Heitor Villa-Lobos – Symphony No. 10 – Amerindia
By Paul Snook
“All lovers of Villa-Lobos should feel unparalleled gratitude and admiration for this spectacular endeavour.”
Probably the most significant aspect of this electrifying premiere recording of Villa-Lobos’s most challenging symphony is the enormous effort and dedication that have gone into realizing this problematic score…there are some characteristically marvelous portion of this unwieldy work: the first three more compact movements of this five-movement religio-historico-metaphysical pageant – comprising about 40% of the score and beginning with an all-orchestra overture, “The Earth and its Creatures,” followed by two hair-raising fast sections marked “War Cry” and “Scherzo” and introducing the “Voice of the Earth – Amerindio” as the guiding spirit of the goings-on – these contain some excellent pages of the mature Villa-Lobos as an absolute virtuoso of the large-scale choral-orchestral forces at his disposal operating at the height of his overwhelmingly semi-improvisational powers…one must salute this recording for its near-miraculous recovery of an important part of the Villa-Lobos Heritage.

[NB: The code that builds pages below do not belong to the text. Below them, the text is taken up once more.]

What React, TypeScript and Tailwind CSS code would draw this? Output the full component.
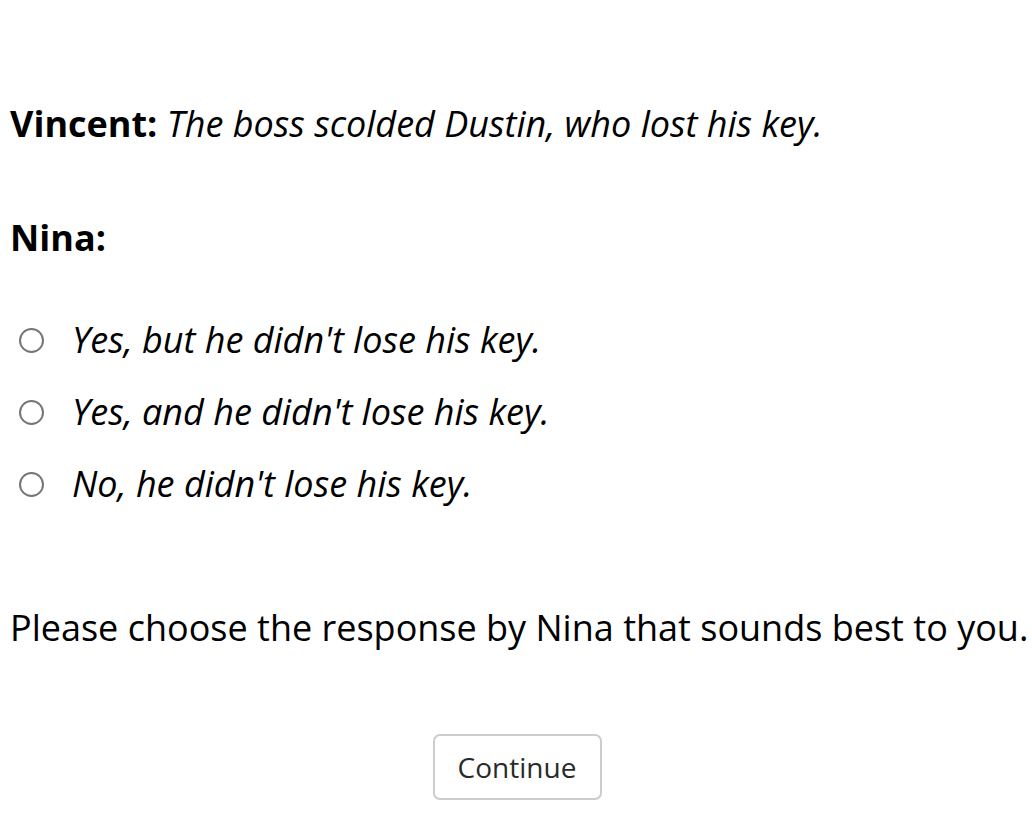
const OPTIONS = [
  "Yes, but he didn't lose his key.",
  "Yes, and he didn't lose his key.",
  "No, he didn't lose his key.",
];

export default function App() {
  return (
    <div className="min-h-screen bg-white pl-[10px] pt-[100px] font-['Open_Sans',sans-serif] text-[36px] leading-[48px] text-black">
      <p>
        <span className="font-bold">Vincent:</span>{" "}
        <span className="italic">The boss scolded Dustin, who lost his key.</span>
      </p>

      <p className="mt-[66px] font-bold">Nina:</p>

      <div className="mt-[54px] flex flex-col gap-[24px]">
        {OPTIONS.map((opt) => (
          <label key={opt} className="flex items-center">
            <span className="ml-[9px] h-[25px] w-[25px] rounded-full border-2 border-[#767676] bg-white" />
            <span className="ml-[28px] italic">{opt}</span>
          </label>
        ))}
      </div>

      <p className="mt-[96px] whitespace-nowrap">Please choose the response by Nina that sounds best to you.</p>

      <div className="mt-[82px] flex justify-center pr-[10px]">
        <button className="ml-[2px] h-[66px] w-[169px] rounded-[7px] border-2 border-[#cccccc] bg-white text-[28px] text-[#2a2a2a]">
          Continue
        </button>
      </div>
    </div>
  );
}
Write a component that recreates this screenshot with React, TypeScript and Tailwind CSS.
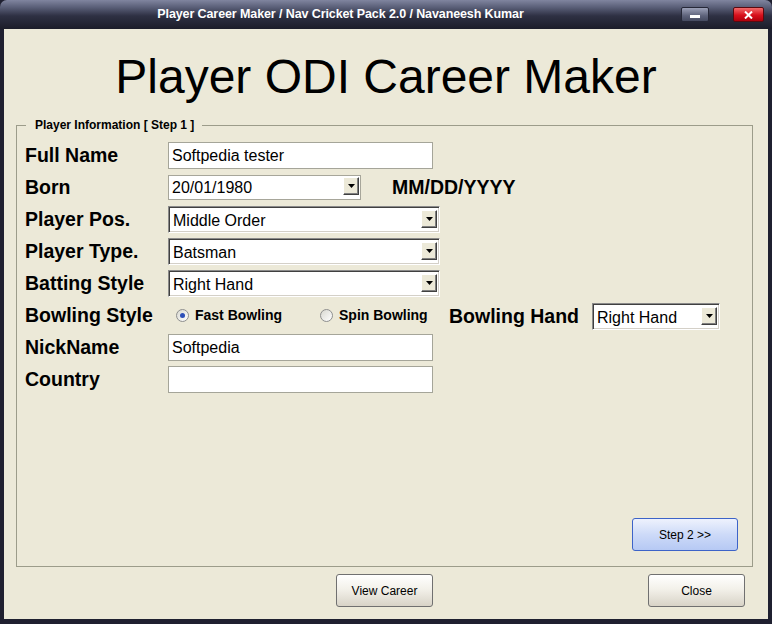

Given the performance’s masterful blend of forcefulness and control over its vast scale, it is now obvious that conductor Gisèle Ben-Dor has transformed the Santa Barbara Symphony into a first-tier ensemble, and her numerous collaborators – three soloists and three different choral groups – make their contributions on the same exhaulted plane of energetic advocacy and sheer professionalism.
All lovers of Villa-Lobos should feel unparalleled gratitude and admiration for this spectacular endeavour.